*DATASET EXCERPT*.

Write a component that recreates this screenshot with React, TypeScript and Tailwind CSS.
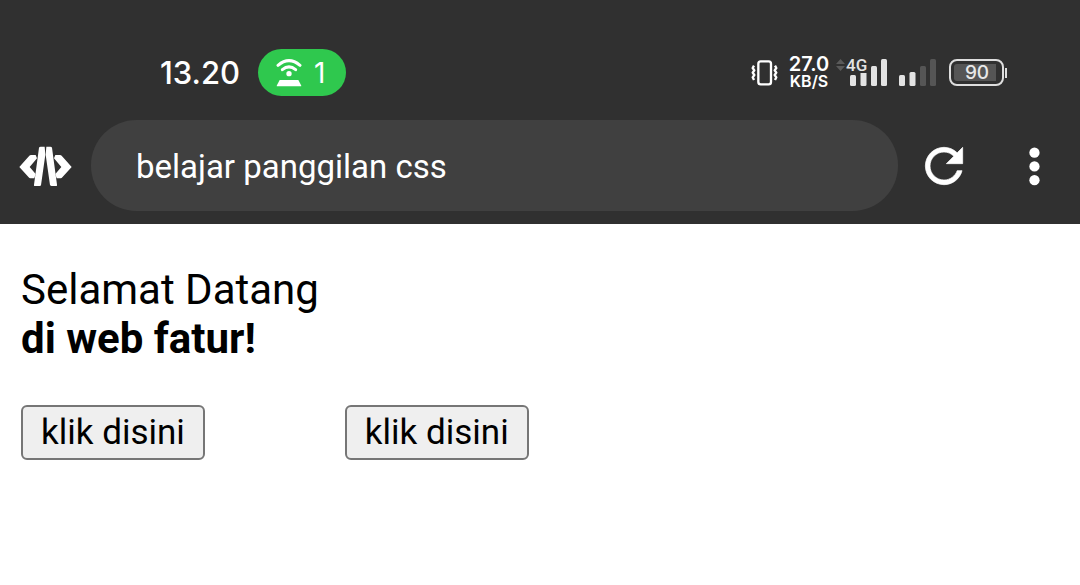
import React from "react";

function HotspotIcon() {
  return (
    <svg viewBox="0 0 78 84" className="h-7 w-[26px]" fill="none" stroke="white" aria-hidden="true">
      <path d="M6 19 Q39 -9 72 19" strokeWidth="9" strokeLinecap="round" />
      <path d="M19 32 Q39 15 59 32" strokeWidth="9" strokeLinecap="round" />
      <circle cx="39" cy="44" r="8" fill="white" stroke="none" />
      <path d="M11 63 H67 L76 80 Q76 82 74 82 H4 Q2 82 2 80 Z" fill="white" stroke="none" />
    </svg>
  );
}

function VibrateIcon() {
  return (
    <svg viewBox="0 0 81 78" className="h-[26px] w-[27px]" fill="none" stroke="white" aria-hidden="true">
      <rect x="22" y="4" width="38" height="69" rx="7" strokeWidth="7" />
      <path d="M9 17 L5 24 L10 31 L5 38 L10 45 L5 52 L9 60" strokeWidth="7" strokeLinejoin="round" />
      <path d="M72 17 L76 24 L71 31 L76 38 L71 45 L76 52 L72 60" strokeWidth="7" strokeLinejoin="round" />
    </svg>
  );
}

function DataArrows() {
  return (
    <svg viewBox="0 0 9 12" className="h-3 w-[9px] self-start" fill="#5a5a5a" aria-hidden="true">
      <path d="M4.500 0 L9 5 H0 Z M4.500 12 L9 7 H0 Z" />
    </svg>
  );
}

function SignalBars({ weak = false }: { weak?: boolean }) {
  const dim = weak ? "#555555" : "#e3e3e3";
  return (
    <svg viewBox="0 0 37 28" className="h-7 w-[37px]" fill="#e3e3e3" aria-hidden="true">
      <rect x="0" y="16" width="6" height="11" rx="1.500" />
      <rect x="10.500" y="13" width="6" height="14" rx="1.500" />
      <rect x="21" y="7" width="6" height="20" rx="1.500" fill={dim} />
      <rect x="31" y="0" width="6" height="27" rx="1.500" fill={dim} />
    </svg>
  );
}

function Battery() {
  return (
    <div className="flex items-center gap-px">
      <div className="h-[27px] w-[55px] rounded-lg border-2 border-[#dedede] p-[3px]">
        <div className="flex h-full w-[42px] items-center justify-center rounded-l-[3px] bg-[#555555] pl-1 font-[Inter] text-[19px] leading-none font-medium text-[#e8e8e8]">
          90
        </div>
      </div>
      <div className="h-[10px] w-[2px] bg-[#dedede]" />
    </div>
  );
}

function StatusBar() {
  return (
    <div className="flex h-[120px] items-center justify-between pt-[49px] pr-[73px] pb-6 pl-[160px] text-white">
      <div className="flex items-center gap-[18px]">
        <time className="w-20 font-[Inter] text-[31px] leading-none font-medium">13.20</time>
        <div className="flex h-[47px] w-[88px] items-center gap-3 rounded-full bg-[#2fc84e] pl-[18px]">
          <HotspotIcon />
          <span className="font-[Inter] text-[28px] leading-none">1</span>
        </div>
      </div>
      <div className="flex items-center">
        <VibrateIcon />
        <div className="ml-[10px] flex w-[42px] flex-col items-center font-[Inter]">
          <span className="text-xl leading-[17px] font-semibold">27.0</span>
          <span className="text-base leading-4 font-semibold">KB/S</span>
        </div>
        <div className="ml-[6px] flex h-7 items-center gap-[5px]">
          <DataArrows />
          <div className="relative h-7">
            <SignalBars />
            <span className="absolute -top-[2px] -left-1 bg-[#303030] font-[Roboto] text-[17px] leading-4 font-medium text-[#e3e3e3]">
              4G
            </span>
          </div>
        </div>
        <div className="ml-3 h-7">
          <SignalBars weak />
        </div>
        <div className="ml-[13px]">
          <Battery />
        </div>
      </div>
    </div>
  );
}

function CodeIcon() {
  return (
    <svg viewBox="0 0 159 120" className="h-10 w-[53px] shrink-0" fill="white" aria-hidden="true">
      <path d="M1 63 L31 29 Q33 27 36 27 H50 L54 37 L32 63 L50 84 L46 97 H34 Q31 97 29 94 Z" />
      <path d="M158 63 L128 29 Q126 27 123 27 H109 L105 37 L127 63 L109 84 L113 97 H125 Q128 97 130 94 Z" />
      <path d="M65 2 H77 L79 26 L66 118 Q65 120 62 120 H47 Q44 120 45 116 L60 5 Q61 2 65 2 Z" />
      <path d="M82 2 H94 Q98 2 99 5 L114 116 Q115 120 112 120 H98 Q95 120 93 117 L80 26 Z" />
    </svg>
  );
}

function Toolbar() {
  return (
    <div className="flex items-center pr-[18px] pb-[13px] pl-[19px]">
      <CodeIcon />
      <input
        aria-label="Page title"
        defaultValue="belajar panggilan css"
        className="ml-[19px] h-[91px] min-w-0 flex-1 rounded-full bg-[#404040] px-[45px] pt-[2px] text-[33px] text-white outline-none"
      />
      <button aria-label="Reload" className="ml-[18px]">
        <svg viewBox="0 0 24 24" className="size-14" fill="white" stroke="white" strokeWidth="0.300" aria-hidden="true">
          <path d="M17.650 6.350C16.200 4.900 14.210 4 12 4c-4.420 0-7.990 3.580-7.990 8s3.570 8 7.990 8c3.730 0 6.840-2.550 7.730-6h-2.080c-.82 2.330-3.040 4-5.650 4-3.310 0-6-2.690-6-6s2.690-6 6-6c1.660 0 3.140.69 4.220 1.780L13 11h7V4l-2.350 2.350z" />
        </svg>
      </button>
      <button aria-label="More options" className="ml-[34px]">
        <svg viewBox="0 0 24 24" className="size-14" fill="white" aria-hidden="true">
          <circle cx="12.200" cy="6.300" r="2.200" />
          <circle cx="12.200" cy="12.200" r="2.200" />
          <circle cx="12.200" cy="18.100" r="2.200" />
        </svg>
      </button>
    </div>
  );
}

function PageButton() {
  return (
    <button className="h-[55px] rounded-md border-2 border-[#767676] bg-[#efefef] px-[18px] text-[35px] leading-[41px]">
      klik disini
    </button>
  );
}

export default function App() {
  return (
    <div className="min-h-screen bg-white font-[Roboto,sans-serif] text-black">
      <header className="bg-[#303030]">
        <StatusBar />
        <Toolbar />
      </header>
      <main className="px-[21px] pt-[41px]">
        <p className="text-[42px] leading-[49px]">
          Selamat Datang
          <br />
          <b>di web fatur!</b>
        </p>
        <div className="mt-[42px] flex gap-[140px]">
          <PageButton />
          <PageButton />
        </div>
      </main>
    </div>
  );
}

*BRIEF*. Repeat, exactly and in full, each line from the start of the data to the line that contains "import React from". Pictures do not go in.

*EXERCISE ANSWER*.
Write a component that recreates this screenshot with React, TypeScript and Tailwind CSS.
import React from "react";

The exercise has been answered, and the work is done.